この間の幕府にとっての最大の外交案件は日孛条約締結交渉であった。両国間の意見の主要な対立は、プロイセン側が条約の対象に関税同盟及びハンザ三都市を加えさせようとしたことに対し、日本側が国内輿論を顧慮して、あくまでもプロセイン一国にしぼろうとした点にあった。この論議の詳細は、第五・第六二・第七〇・第七四・第七八・第九六の各号文書で把握出来るが、両国間の記録は微妙にズレており、両者を比較検討する中ではじめて論議の具体的展開を復元することが可能となる。
ところで、幕府側から外交問題をとらえ直した場合にも、十月二十五日の日孛条約交渉開始決定が大きな転機となっていた事実は、第二六号文書所収の同日付老中書取によっても明白となる。両都両港開市開港延期問題が幕府外交政策の眼目となっていくのである。そして、それと連動しながら、遊猟者取締規則の制定督促や不開港場への外国艦船入港禁止要請が具体化してくることは、第一七号文書や第二三号文書に見られる如くである。ここでも大名と共に朝廷に対する配慮が強く働いていた。
居留地の設定と地所割当作業がこの時期に具体化し、そのモデル規則としての長崎地所規則がクローズアップされることは、第二四・第八二・第一〇三の各号文書や数回の対話書にある如くだが、日本側では領事裁判権に対しどのように対応するかをめぐって外国奉行所と勘定奉行所の間で明確な対立が存在していた事実は、第八二号文書所収評議書から判明する。

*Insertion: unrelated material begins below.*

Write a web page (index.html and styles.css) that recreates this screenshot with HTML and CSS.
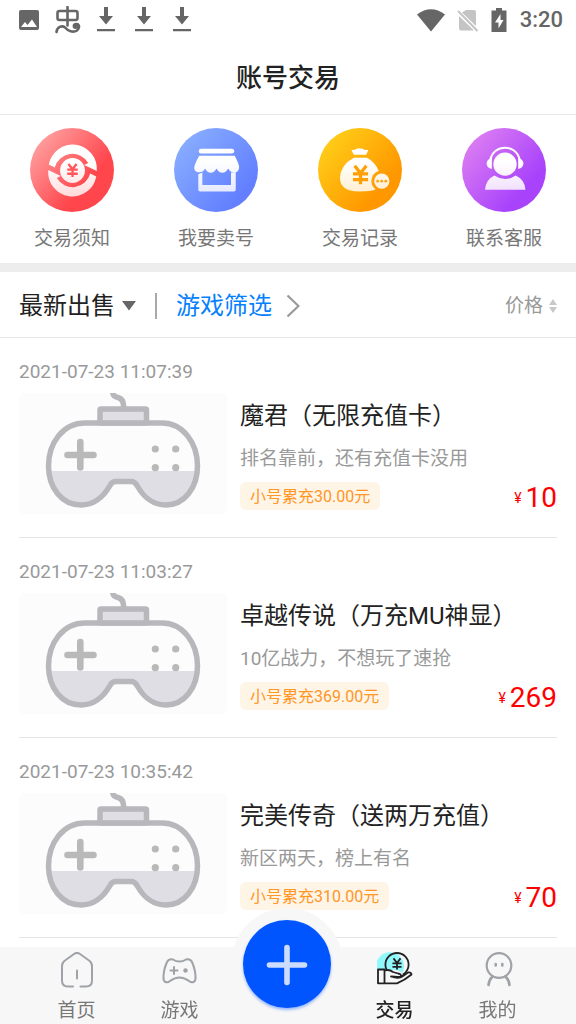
FILE: index.html
```html
<!DOCTYPE html>
<html lang="zh-CN">
<head>
<meta charset="utf-8">
<meta name="viewport" content="width=device-width, initial-scale=1">
<title>账号交易</title>
<link rel="stylesheet" href="styles.css">
</head>
<body>
<svg class="defs" aria-hidden="true">
  <defs>
    <linearGradient id="red" x1="0.1" y1="0.2" x2="0.8" y2="0.8"><stop offset="0" stop-color="#ff9a9a"/><stop offset="0.8" stop-color="#ff464d"/></linearGradient>
    <linearGradient id="blue" x1="0.1" y1="0.2" x2="0.8" y2="0.8"><stop offset="0" stop-color="#86abff"/><stop offset="1" stop-color="#637fff"/></linearGradient>
    <linearGradient id="gold" x1="0.1" y1="0.2" x2="0.8" y2="0.8"><stop offset="0" stop-color="#ffcb17"/><stop offset="0.9" stop-color="#ff9800"/></linearGradient>
    <linearGradient id="violet" x1="0.1" y1="0.2" x2="0.8" y2="0.8"><stop offset="0" stop-color="#d97af3"/><stop offset="0.9" stop-color="#a843fb"/></linearGradient>
    <linearGradient id="shade" x1="0" y1="0" x2="0" y2="83" gradientUnits="userSpaceOnUse"><stop offset="0.4" stop-color="#fff"/><stop offset="0.8" stop-color="#fff" stop-opacity="0.8"/></linearGradient>
    <clipPath id="lower"><rect x="0" y="78" width="208" height="43"/></clipPath>
  </defs>
  <symbol id="yen" viewBox="-10 -10 20 20"><path d="M-5 -8L0 -1.500L5 -8M0 -1.500V8M-6.500 -1H6.500M-6.500 4H6.500"/></symbol>
  <symbol id="download" viewBox="0 0 20 26"><path d="M8 0h4v9h5l-7 8.500L3 9h5zM1 22h18v2.300H1z" fill="#666"/></symbol>
  <symbol id="pad" viewBox="0 0 208 121">
    <path d="M66 30H143C164 30 178.500 50 178.500 73C178.500 95 165 112 147 112C132 112 124 103 118 92.500Q116 88.500 112 88.500H97Q93 88.500 91 92.500C85 103 76 112 62 112C43 112 29.500 95 29.500 73C29.500 50 44 30 66 30Z" fill="#dfdee4" clip-path="url(#lower)"/>
    <g fill="none" stroke="#b8b7bc" stroke-width="5.500">
      <path d="M66 30H143C164 30 178.500 50 178.500 73C178.500 95 165 112 147 112C132 112 124 103 118 92.500Q116 88.500 112 88.500H97Q93 88.500 91 92.500C85 103 76 112 62 112C43 112 29.500 95 29.500 73C29.500 50 44 30 66 30Z"/>
      <path d="M93.500 -1C94 3 96 4 99 4.500C103 5.500 104.700 9 104.700 14"/>
      <rect x="81" y="16" width="46.500" height="14" rx="1" fill="#dfdee4"/>
    </g>
    <path d="M48.500 62H74.500M61.300 49V74.500" stroke="#b9b9b9" stroke-width="6.600" stroke-linecap="round"/>
    <g fill="#b9b9b9"><circle cx="136.300" cy="56" r="3.600"/><circle cx="156.700" cy="56" r="3.600"/><circle cx="136.300" cy="74.700" r="3.600"/><circle cx="156.700" cy="74.700" r="3.600"/></g>
  </symbol>
</svg>

<div class="statusbar">
  <div class="notices">
    <svg width="22" height="22" viewBox="0 0 22 22" aria-hidden="true"><path fill="#666" fill-rule="evenodd" d="M3 1H19Q21 1 21 3V19Q21 21 19 21H3Q1 21 1 19V3Q1 1 3 1ZM3 18H19L14 10.500L9.500 16L7 13Z"/></svg>
    <svg class="bug" width="26" height="28" viewBox="0 0 26 28" fill="none" stroke="#666" stroke-width="2.600" stroke-linecap="round" aria-hidden="true"><rect x="2.500" y="5" width="20" height="9" rx="2"/><path d="M12.500 1V19.500M1.500 26C2 21 7 19 10 21.500C13 25 18 27 22 24.500C25.500 21.500 24 17.500 21 18"/><circle cx="20.500" cy="20" r="1.600" fill="#666"/></svg>
    <svg width="20" height="26" aria-hidden="true"><use href="#download"/></svg>
    <svg width="20" height="26" aria-hidden="true"><use href="#download"/></svg>
    <svg width="20" height="26" aria-hidden="true"><use href="#download"/></svg>
  </div>
  <div class="signals">
    <svg width="28" height="23" viewBox="0 0 28 23" aria-hidden="true"><path d="M0 5.500Q14 -5 28 5.500L14 22.500Z" fill="#666"/></svg>
    <svg width="22" height="23" viewBox="0 0 22 23" aria-hidden="true"><path d="M9 1H17Q19 1 19 3V17L5 3.500ZM2 7L17 21.500H4Q2 21.500 2 19.500Z" fill="#c4c4c4"/><path d="M1 2L20.500 22" stroke="#c4c4c4" stroke-width="2"/></svg>
    <svg class="battery" width="16" height="24" viewBox="0 0 16 24" aria-hidden="true"><path d="M5 0H11V2.500H15.500V24H.5V2.500H5Z" fill="#666"/><path d="M9.500 6L4 14.500H7.500V20.500L12.500 12H9.500Z" fill="#fff"/></svg>
    <time class="clock">3:20</time>
  </div>
</div>

<header class="header"><h1 class="header-title">账号交易</h1></header>

<nav class="shortcuts" aria-label="快捷入口">
  <a class="shortcut" href="#notice">
    <svg width="84" height="84" viewBox="0 0 83 83" aria-hidden="true"><circle cx="41.500" cy="41.500" r="41.500" fill="url(#red)"/>
      <g fill="url(#shade)"><path d="M18.500 36A24 24 0 0 1 66 42.500L53.500 36.500L57.500 34.500A18 18 0 0 0 24.500 39Z"/><path d="M65.500 48A24 24 0 0 1 18 41.500L30.500 47.500L26.500 49.500A18 18 0 0 0 59.500 45Z"/><circle cx="42" cy="42" r="12.300"/></g>
      <use href="#yen" x="34" y="34" width="16" height="16" fill="none" stroke="#ff555b" stroke-width="2.800"/></svg>
    <span>交易须知</span>
  </a>
  <a class="shortcut" href="#sell">
    <svg width="84" height="84" viewBox="0 0 83 83" aria-hidden="true"><circle cx="41.500" cy="41.500" r="41.500" fill="url(#blue)"/>
      <g fill="url(#shade)"><rect x="24.500" y="20.500" width="35" height="4.800" rx="2.400"/><path d="M25 27.300H60Q64.500 36 64.300 38.700C64.300 45.500 56 45.500 53.500 40C51 45.500 44.500 45.500 42 40C39.500 45.500 33 45.500 30.800 40C28 45.500 19.700 45 20 38.700Q21 34 25 27.300Z"/><path d="M24 45.700L28 44V56.300H56.300V44L61 43.700V61Q61 62.700 59.300 62.700H25.700Q24 62.700 24 61Z"/></g></svg>
    <span>我要卖号</span>
  </a>
  <a class="shortcut" href="#records">
    <svg width="84" height="84" viewBox="0 0 83 83" aria-hidden="true"><circle cx="41.500" cy="41.500" r="41.500" fill="url(#gold)"/>
      <g fill="url(#shade)"><path d="M33 21.500Q36 22.500 38 20.500Q41 19.500 44 20.500Q46 22.500 49.700 21.500Q49 24 47.500 26.500H35.500Q34 24 33 21.500Z"/><path d="M35.500 29.300H48.500Q57 34 60 42.500A10.200 10.200 0 0 0 57 60.500Q53 62.700 41 62.700Q21.700 63 21.700 49Q22.500 36 35.500 29.300Z"/><circle cx="63" cy="52.500" r="7.500"/></g>
      <use href="#yen" x="30.500" y="35" width="23" height="23" fill="none" stroke="#ff9f06" stroke-width="2.800"/><g fill="#ffa310"><circle cx="59" cy="52.500" r="1.400"/><circle cx="63" cy="52.500" r="1.400"/><circle cx="67" cy="52.500" r="1.400"/></g></svg>
    <span>交易记录</span>
  </a>
  <a class="shortcut" href="#service">
    <svg width="84" height="84" viewBox="0 0 83 83" aria-hidden="true"><circle cx="41.500" cy="41.500" r="41.500" fill="url(#violet)"/>
      <g fill="url(#shade)"><circle cx="42.500" cy="35.700" r="11.500"/><path d="M29.500 29.500V40.500Q24.300 39 24.300 35Q24.500 31 29.500 29.500ZM55.500 29.500V40.500Q60.700 39 60.700 35Q60.500 31 55.500 29.500ZM32 47Q42.500 54 53 47Q62 51 62.700 61H22.700Q23.500 51 32 47Z"/></g><path d="M28 31.500C31 15.500 54 15.500 57 31.500" fill="none" stroke="#fff" stroke-width="2"/></svg>
    <span>联系客服</span>
  </a>
</nav>

<section class="filters" aria-label="筛选">
  <label class="order">
    <select class="order-select" aria-label="排序"><option>最新出售</option></select>
    <svg width="14" height="10" viewBox="0 0 14 10" aria-hidden="true"><path d="M0 0H14L7 9.500Z" fill="#666"/></svg>
  </label>
  <span class="divider"></span>
  <button class="game-filter" type="button">游戏筛选
    <svg width="14" height="24" viewBox="0 0 14 24" fill="none" stroke="#999" stroke-width="2.200" aria-hidden="true"><path d="M1.500 1.500L12.500 12L1.500 22.500"/></svg>
  </button>
  <button class="price-sort" type="button">价格
    <svg width="8" height="14" viewBox="0 0 8 14" fill="#c8c8c8" aria-hidden="true"><path d="M0 6L4 0L8 6ZM0 8H8L4 14Z"/></svg>
  </button>
</section>

<main class="listing">
  <article class="item">
    <time class="item-time">2021-07-23 11:07:39</time>
    <div class="item-body">
      <svg class="thumb" viewBox="0 0 208 121" role="img" aria-label="游戏手柄"><use href="#pad"/></svg>
      <div class="info">
        <h2 class="name">魔君（无限充值卡）</h2>
        <p class="desc">排名靠前，还有充值卡没用</p>
        <div class="deal"><span class="tag">小号累充30.00元</span><span class="price"><small class="currency">¥</small>10</span></div>
      </div>
    </div>
  </article>
  <article class="item">
    <time class="item-time">2021-07-23 11:03:27</time>
    <div class="item-body">
      <svg class="thumb" viewBox="0 0 208 121" role="img" aria-label="游戏手柄"><use href="#pad"/></svg>
      <div class="info">
        <h2 class="name">卓越传说（万充MU神显）</h2>
        <p class="desc">10亿战力，不想玩了速抢</p>
        <div class="deal"><span class="tag">小号累充369.00元</span><span class="price"><small class="currency">¥</small>269</span></div>
      </div>
    </div>
  </article>
  <article class="item">
    <time class="item-time">2021-07-23 10:35:42</time>
    <div class="item-body">
      <svg class="thumb" viewBox="0 0 208 121" role="img" aria-label="游戏手柄"><use href="#pad"/></svg>
      <div class="info">
        <h2 class="name">完美传奇（送两万充值）</h2>
        <p class="desc">新区两天，榜上有名</p>
        <div class="deal"><span class="tag">小号累充310.00元</span><span class="price"><small class="currency">¥</small>70</span></div>
      </div>
    </div>
  </article>
</main>

<nav class="tabbar" aria-label="主导航">
  <a class="tab" href="#home">
    <svg width="36" height="36" viewBox="0 0 36 36" fill="none" stroke="#9fa2a7" stroke-width="2" stroke-linecap="round" aria-hidden="true"><path d="M14 34.500H9Q3 34.500 3 28.500V14Q3 10.500 6 8.500L15 2Q18 0 21 2L30 8.500Q33 10.500 33 14V28.500Q33 34.500 27 34.500H21.500M18 18.500V26.500"/></svg>
    <span>首页</span>
  </a>
  <a class="tab" href="#games">
    <svg width="36" height="36" viewBox="0 0 36 36" fill="none" stroke="#9fa2a7" stroke-width="2" stroke-linecap="round" stroke-linejoin="round" aria-hidden="true"><path d="M11 7.500Q14 9.500 17.500 9.500Q21 9.500 24 7.500Q28 6.500 30 10Q33.500 18 33.500 25C34 30.500 30 31.500 27 29Q22 25.500 17.500 25.500Q13 25.500 8 29C5 31.500 1 30.500 1.500 25Q1.500 18 5 10Q7 6.500 11 7.500ZM8.500 18.500H15.500M12 15V22"/><circle cx="23.500" cy="18.500" r="2.200" fill="#9fa2a7" stroke="none"/></svg>
    <span>游戏</span>
  </a>
  <div class="publish-slot">
    <button class="publish" type="button" aria-label="发布"><svg width="44" height="44" viewBox="0 0 44 44" aria-hidden="true"><path d="M4.500 23H39.500M22 5.500V40.500" stroke="#cbdcff" stroke-width="5.600" stroke-linecap="round"/></svg></button>
  </div>
  <a class="tab tab-active" href="#trade" aria-current="page">
    <svg width="36" height="36" viewBox="0 0 36 36" fill="none" stroke="#222" stroke-width="1.800" stroke-linejoin="round" aria-hidden="true"><circle cx="13" cy="14.300" r="14" fill="#90f7fb" stroke="none"/><circle cx="20" cy="12.600" r="11.600"/><path d="M11.500 21Q16 28 26 22.500L24 20Q15 15 11.500 21Z" fill="#f7f7f7" stroke="none"/><path d="M8 18.500Q12 17 16 20L21 21.500Q24.500 22 24 24Q23 25.500 14 24.500Q22 27.500 26 24L31 20.500Q34 20 34.500 22.500Q28 28 20 31.300H8" fill="#f7f7f7"/><rect x="1" y="17.500" width="6.500" height="13.800" fill="#f7f7f7"/><use href="#yen" x="13" y="5" width="14" height="14" stroke-width="2.600"/></svg>
    <span>交易</span>
  </a>
  <a class="tab" href="#me">
    <svg width="36" height="36" viewBox="0 0 36 36" fill="none" stroke="#9fa2a7" stroke-width="2.200" stroke-linecap="round" aria-hidden="true"><circle cx="19" cy="13.500" r="12.300"/><path d="M12.500 24.500Q9 28 8.500 33M25.500 24.500Q29 28 29.500 33M15.700 12V13.500M22.300 12V13.500" stroke-width="2.600"/></svg>
    <span>我的</span>
  </a>
</nav>
</body>
</html>
```

FILE: styles.css
```css
* { box-sizing: border-box; }

body {
  margin: 0;
  padding-bottom: 77px;
  background: #fff;
  color: #222;
  font-family: Roboto, "Noto Sans CJK SC", sans-serif;
  font-size: 19px;
  line-height: 26px;
}

h1, h2, p { margin: 0; font-weight: 400; }
a { color: inherit; text-decoration: none; }
svg { display: block; flex: none; }
button, select {
  border: 0;
  padding: 0;
  background: none;
  color: inherit;
  font: inherit;
}
.defs { position: absolute; width: 0; height: 0; }

.statusbar {
  display: flex;
  justify-content: space-between;
  align-items: center;
  height: 40px;
  padding: 0 13px 0 18px;
}
.notices, .signals { display: flex; align-items: center; }
.notices { gap: 18px; }
.bug { margin: 0 -3px 0 -3px; }
.signals { gap: 12px; }
.clock { margin-left: 1px; color: #666; font-size: 22px; font-weight: 500; }

.header {
  padding: 19px 16px 17px;
  border-bottom: 1px solid #e8e8e8;
  text-align: center;
}
.header-title { font-size: 26px; font-weight: 500; line-height: 38px; }

.shortcuts {
  display: grid;
  grid-template-columns: repeat(4, 1fr);
  padding: 13px 0 11px;
  border-bottom: 9px solid #ededed;
}
.shortcut {
  display: flex;
  flex-direction: column;
  align-items: center;
  gap: 14px;
  color: #777;
}

.filters {
  display: flex;
  align-items: center;
  height: 66px;
  padding: 2px 19px 0;
  border-bottom: 1px solid #e8e8e8;
  font-size: 24px;
  line-height: 36px;
}
.order { display: flex; align-items: center; gap: 7px; }
.order-select { appearance: none; }
.divider { width: 2px; height: 26px; margin: 0 19px; background: #aaa; }
.game-filter { display: flex; align-items: center; gap: 14px; color: #0580fe; }
.price-sort {
  display: flex;
  align-items: center;
  gap: 6px;
  margin-left: auto;
  color: #999;
  font-size: 19px;
}

.listing { padding: 0 19px; }
.item { padding: 21px 0 23px; border-bottom: 1px solid #e5e5e5; }
.item-time { display: block; margin-bottom: 8px; color: #999; }
.item-body { display: flex; gap: 13px; }
.thumb { width: 208px; height: 121px; border-radius: 5px; background: #fcfcfc; }
.info { flex: 1; min-width: 0; padding-top: 5px; }
.name { margin-bottom: 12px; font-size: 24px; line-height: 36px; }
.desc { margin-bottom: 10px; color: #999; }
.deal { display: flex; justify-content: space-between; align-items: center; height: 28px; }
.tag {
  height: 28px;
  padding: 0 10px;
  border-radius: 6px;
  background: #fff5e6;
  color: #ff9626;
  font-size: 16px;
  line-height: 30px;
}
.price {
  display: flex;
  align-items: center;
  gap: 4px;
  padding-top: 4px;
  color: #f00;
  font-size: 28px;
}
.currency { font-size: 14px; }

.tabbar {
  position: fixed;
  right: 0;
  bottom: 0;
  left: 0;
  display: grid;
  grid-template-columns: repeat(2, 1fr) 112px repeat(2, 1fr);
  height: 77px;
  padding: 5px 27px 0 25px;
  background: #f7f7f7;
}
.tab {
  display: flex;
  flex-direction: column;
  align-items: center;
  gap: 10px;
  color: #777;
}
.tab-active { color: #222; font-weight: 500; }
.publish-slot {
  display: grid;
  place-items: center;
  width: 112px;
  height: 112px;
  margin-top: -44px;
  border-radius: 50%;
  background: #f7f7f7;
}
.publish {
  display: grid;
  place-items: center;
  width: 88px;
  height: 88px;
  border-radius: 50%;
  background: #0055ff;
  box-shadow: 0 2px 3px #0055ff66;
}
```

貿易をめぐる紛争としては、第四二号文書他の輸出許可状の法的根拠をめぐる紛争が興味深いが、関税事務がどのように三港に徹底化されたのかは、第八六号文書の自用品関税取立に関する老中書取が好例を示してくれている。
日孛条約交渉過程での悲劇は、十一月六日の外国奉行堀利煕の自刃事件であったが、その直後どのような流言が飛んだかに関しては第四三号文書を参照されたい。そこでも見られるように、英仏艦隊の江戸湾入港という軍事的圧力が流言と深くからんでおり、この軍事的圧力への一つの反発が水戸浪士による横浜焼打ちの風説となって表面化し、幕府が苦慮することとなる。その一端は村垣範正公務日記への註記の中で示しておいた。
尚、日露関係の接点は箱館・長崎とともにカラフトに存していた。同地の動向に関しては第三〇号文書及び第六九号文書を見られたい。